Data:
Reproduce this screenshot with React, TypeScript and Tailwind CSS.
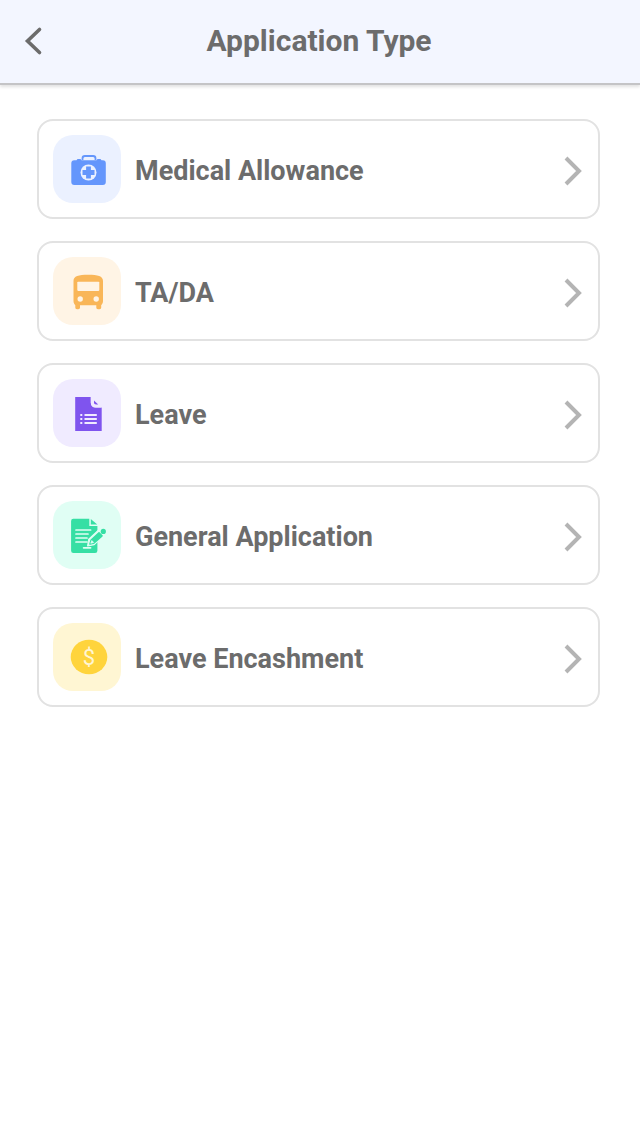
import type { ReactNode } from "react";

const applications: {
	name: string;
	href: string;
	tile: string;
	icon: ReactNode;
}[] = [
	{
		name: "Medical Allowance",
		href: "#medical-allowance",
		tile: "bg-[#ebf1ff]",
		icon: (
			<>
				<path d="M29.5 25v-1.6a2.4 2.4 0 0 1 2.4-2.4h8.2a2.4 2.4 0 0 1 2.4 2.4V25" fill="none" stroke="#6496fc" strokeWidth="1.8" />
				<path
					d="M21.5 25.2h2l1-1.2h3l1 1.2h15l1-1.2h3l1 1.2h1.3a3 3 0 0 1 3 3V47a3 3 0 0 1-3 3H21.3a3 3 0 0 1-3-3V28.2a3 3 0 0 1 3-3z"
					fill="#6496fc"
				/>
				<circle cx="35.5" cy="37.5" r="8" fill="#ebf1ff" />
				<path d="M33.1 31.5h4.8v3.6h3.6v4.8h-3.6v3.6h-4.8v-3.6h-3.6v-4.8h3.6z" fill="#6496fc" />
			</>
		),
	},
	{
		name: "TA/DA",
		href: "#ta-da",
		tile: "bg-[#fff4e5]",
		icon: (
			<>
				<path
					d="M20.5 24c0-5 5-6.3 14.7-6.3S50 19 50 24v20c0 1.8-.6 3-1.8 4.2v2.3c0 1-.7 1.7-1.7 1.7H45c-1 0-1.7-.7-1.7-1.7v-2.2H27v2.2c0 1-.7 1.7-1.7 1.7H24c-1 0-1.7-.7-1.7-1.7v-2.3c-1.2-1.2-1.8-2.4-1.8-4.2z"
					fill="#f9b658"
				/>
				<rect x="24.3" y="24.7" width="22" height="9.2" rx="0.8" fill="#fff4e5" />
				<circle cx="27.2" cy="42" r="2.7" fill="#fff4e5" />
				<circle cx="43.2" cy="42" r="2.7" fill="#fff4e5" />
			</>
		),
	},
	{
		name: "Leave",
		href: "#leave",
		tile: "bg-[#f0ebff]",
		icon: (
			<>
				<path d="M22.2 18h15.6v5.5c0 3.2 1.8 5 5 5h5.9V52H22.2z" fill="#7f54ee" />
				<path d="M37.8 18l10.9 10.5h-5.9c-3.2 0-5-1.8-5-5z" fill="#f0ebff" />
				<path d="M41 21.6l4.2 3.9h-2c-1.5 0-2.2-.7-2.2-2.2z" fill="#7f54ee" />
				<path d="M27.3 36h2M27.3 40h2M27.3 44h2M31.5 36h12.3M31.5 40h12.3M31.5 44h12.3" stroke="#f0ebff" strokeWidth="1.9" />
			</>
		),
	},
	{
		name: "General Application",
		href: "#general-application",
		tile: "bg-[#e0fef4]",
		icon: (
			<>
				<path d="M20.5 17.7h15.8v7.2h8.1v24.8a2.3 2.3 0 0 1-2.3 2.3H20.4a2.3 2.3 0 0 1-2.3-2.3V20a2.3 2.3 0 0 1 2.4-2.3z" fill="#36dfa4" />
				<path d="M37.8 17.9l6.4 5.7h-6.4z" fill="#36dfa4" />
				<path d="M23 29h14.6M23 33h12M23 37h11M23 41h11M30.6 46.8h7" stroke="#e0fef4" strokeWidth="1.7" strokeLinecap="round" />
				<path d="M34.6 45l1.2-6.8L46 28.6l5.6 5.2-10.4 9.8z" fill="#e0fef4" stroke="#e0fef4" strokeWidth="1.2" strokeLinejoin="round" />
				<path d="M37 43l1.2-4 7.8-7.2 3 3-7.9 7.2z" fill="#36dfa4" stroke="#36dfa4" strokeWidth="1.6" strokeLinejoin="round" />
				<path d="M37.8 42.2l1-2.6 1.8 1.8z" fill="#e0fef4" stroke="#e0fef4" strokeWidth="0.8" />
				<circle cx="50.3" cy="30.4" r="2.6" fill="#36dfa4" />
			</>
		),
	},
	{
		name: "Leave Encashment",
		href: "#leave-encashment",
		tile: "bg-[#fff6d3]",
		icon: (
			<>
				<ellipse cx="36" cy="34" rx="18.3" ry="17.3" fill="#ffd43c" />
				<text x="36" y="42" textAnchor="middle" fill="#fff6d3" className="font-[Roboto,sans-serif] text-[22px] font-normal">
					$
				</text>
			</>
		),
	},
];

export default function ApplicationTypePage() {
	return (
		<div className="min-h-screen bg-white font-[Roboto,sans-serif] font-bold text-[#6c6c6c]">
			{/* Header */}
			<header className="grid grid-cols-[48px_1fr_50px] items-center border-b-2 border-[#c4c4c6] bg-[#f3f6ff] px-2.5 pt-[11px] pb-[13px] shadow-[0_2px_3px_rgba(0,0,0,0.12)]">
				<button type="button" aria-label="Back" className="flex h-[59px] items-center justify-center">
					<svg width="20" height="30" viewBox="0 0 20 30" fill="none">
						<path d="M15.5 3.5L3.5 15l12 11.5" stroke="#6c6c6c" strokeWidth="3.6" strokeLinecap="round" />
					</svg>
				</button>
				<h1 className="text-center text-[30px] leading-9">Application Type</h1>
			</header>

			{/* Application list */}
			<main className="pt-[34px] pr-10 pb-10 pl-[37px]">
				<ul className="flex flex-col gap-[22px]">
					{applications.map(app => (
						<li key={app.name}>
							<a
								href={app.href}
								className="flex items-center rounded-2xl border-2 border-[#e2e2e2] p-3.5"
							>
								<span className={`mr-3.5 size-[68px] shrink-0 rounded-[20px] ${app.tile}`}>
									<svg viewBox="0 0 68 68" className="size-full" aria-hidden="true">
										{app.icon}
									</svg>
								</span>
								<span className="flex grow items-center justify-between pt-1">
									<span className="text-[27px] leading-8">{app.name}</span>
									<svg width="20" height="32" viewBox="0 0 20 32" fill="none" aria-hidden="true">
										<path d="M2 3L15 16 2 29" stroke="#b4b4b4" strokeWidth="4" />
									</svg>
								</span>
							</a>
						</li>
					))}
				</ul>
			</main>
		</div>
	);
}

Instructions to follow:
All of the lines above should be retyped precisely, apart from the pictures.

Solution for this exercise:
Reproduce this screenshot with React, TypeScript and Tailwind CSS.
import type { ReactNode } from "react";

const applications: {
	name: string;
	href: string;
	tile: string;
	icon: ReactNode;
}[] = [
	{
		name: "Medical Allowance",
		href: "#medical-allowance",
		tile: "bg-[#ebf1ff]",
		icon: (
			<>
				<path d="M29.5 25v-1.6a2.4 2.4 0 0 1 2.4-2.4h8.2a2.4 2.4 0 0 1 2.4 2.4V25" fill="none" stroke="#6496fc" strokeWidth="1.8" />
				<path
					d="M21.5 25.2h2l1-1.2h3l1 1.2h15l1-1.2h3l1 1.2h1.3a3 3 0 0 1 3 3V47a3 3 0 0 1-3 3H21.3a3 3 0 0 1-3-3V28.2a3 3 0 0 1 3-3z"
					fill="#6496fc"
				/>
				<circle cx="35.5" cy="37.5" r="8" fill="#ebf1ff" />
				<path d="M33.1 31.5h4.8v3.6h3.6v4.8h-3.6v3.6h-4.8v-3.6h-3.6v-4.8h3.6z" fill="#6496fc" />
			</>
		),
	},
	{
		name: "TA/DA",
		href: "#ta-da",
		tile: "bg-[#fff4e5]",
		icon: (
			<>
				<path
					d="M20.5 24c0-5 5-6.3 14.7-6.3S50 19 50 24v20c0 1.8-.6 3-1.8 4.2v2.3c0 1-.7 1.7-1.7 1.7H45c-1 0-1.7-.7-1.7-1.7v-2.2H27v2.2c0 1-.7 1.7-1.7 1.7H24c-1 0-1.7-.7-1.7-1.7v-2.3c-1.2-1.2-1.8-2.4-1.8-4.2z"
					fill="#f9b658"
				/>
				<rect x="24.3" y="24.7" width="22" height="9.2" rx="0.8" fill="#fff4e5" />
				<circle cx="27.2" cy="42" r="2.7" fill="#fff4e5" />
				<circle cx="43.2" cy="42" r="2.7" fill="#fff4e5" />
			</>
		),
	},
	{
		name: "Leave",
		href: "#leave",
		tile: "bg-[#f0ebff]",
		icon: (
			<>
				<path d="M22.2 18h15.6v5.5c0 3.2 1.8 5 5 5h5.9V52H22.2z" fill="#7f54ee" />
				<path d="M37.8 18l10.9 10.5h-5.9c-3.2 0-5-1.8-5-5z" fill="#f0ebff" />
				<path d="M41 21.6l4.2 3.9h-2c-1.5 0-2.2-.7-2.2-2.2z" fill="#7f54ee" />
				<path d="M27.3 36h2M27.3 40h2M27.3 44h2M31.5 36h12.3M31.5 40h12.3M31.5 44h12.3" stroke="#f0ebff" strokeWidth="1.9" />
			</>
		),
	},
	{
		name: "General Application",
		href: "#general-application",
		tile: "bg-[#e0fef4]",
		icon: (
			<>
				<path d="M20.5 17.7h15.8v7.2h8.1v24.8a2.3 2.3 0 0 1-2.3 2.3H20.4a2.3 2.3 0 0 1-2.3-2.3V20a2.3 2.3 0 0 1 2.4-2.3z" fill="#36dfa4" />
				<path d="M37.8 17.9l6.4 5.7h-6.4z" fill="#36dfa4" />
				<path d="M23 29h14.6M23 33h12M23 37h11M23 41h11M30.6 46.8h7" stroke="#e0fef4" strokeWidth="1.7" strokeLinecap="round" />
				<path d="M34.6 45l1.2-6.8L46 28.6l5.6 5.2-10.4 9.8z" fill="#e0fef4" stroke="#e0fef4" strokeWidth="1.2" strokeLinejoin="round" />
				<path d="M37 43l1.2-4 7.8-7.2 3 3-7.9 7.2z" fill="#36dfa4" stroke="#36dfa4" strokeWidth="1.6" strokeLinejoin="round" />
				<path d="M37.8 42.2l1-2.6 1.8 1.8z" fill="#e0fef4" stroke="#e0fef4" strokeWidth="0.8" />
				<circle cx="50.3" cy="30.4" r="2.6" fill="#36dfa4" />
			</>
		),
	},
	{
		name: "Leave Encashment",
		href: "#leave-encashment",
		tile: "bg-[#fff6d3]",
		icon: (
			<>
				<ellipse cx="36" cy="34" rx="18.3" ry="17.3" fill="#ffd43c" />
				<text x="36" y="42" textAnchor="middle" fill="#fff6d3" className="font-[Roboto,sans-serif] text-[22px] font-normal">
					$
				</text>
			</>
		),
	},
];

export default function ApplicationTypePage() {
	return (
		<div className="min-h-screen bg-white font-[Roboto,sans-serif] font-bold text-[#6c6c6c]">
			{/* Header */}
			<header className="grid grid-cols-[48px_1fr_50px] items-center border-b-2 border-[#c4c4c6] bg-[#f3f6ff] px-2.5 pt-[11px] pb-[13px] shadow-[0_2px_3px_rgba(0,0,0,0.12)]">
				<button type="button" aria-label="Back" className="flex h-[59px] items-center justify-center">
					<svg width="20" height="30" viewBox="0 0 20 30" fill="none">
						<path d="M15.5 3.5L3.5 15l12 11.5" stroke="#6c6c6c" strokeWidth="3.6" strokeLinecap="round" />
					</svg>
				</button>
				<h1 className="text-center text-[30px] leading-9">Application Type</h1>
			</header>

			{/* Application list */}
			<main className="pt-[34px] pr-10 pb-10 pl-[37px]">
				<ul className="flex flex-col gap-[22px]">
					{applications.map(app => (
						<li key={app.name}>
							<a
								href={app.href}
								className="flex items-center rounded-2xl border-2 border-[#e2e2e2] p-3.5"
							>
								<span className={`mr-3.5 size-[68px] shrink-0 rounded-[20px] ${app.tile}`}>
									<svg viewBox="0 0 68 68" className="size-full" aria-hidden="true">
										{app.icon}
									</svg>
								</span>
								<span className="flex grow items-center justify-between pt-1">
									<span className="text-[27px] leading-8">{app.name}</span>
									<svg width="20" height="32" viewBox="0 0 20 32" fill="none" aria-hidden="true">
										<path d="M2 3L15 16 2 29" stroke="#b4b4b4" strokeWidth="4" />
									</svg>
								</span>
							</a>
						</li>
					))}
				</ul>
			</main>
		</div>
	);
}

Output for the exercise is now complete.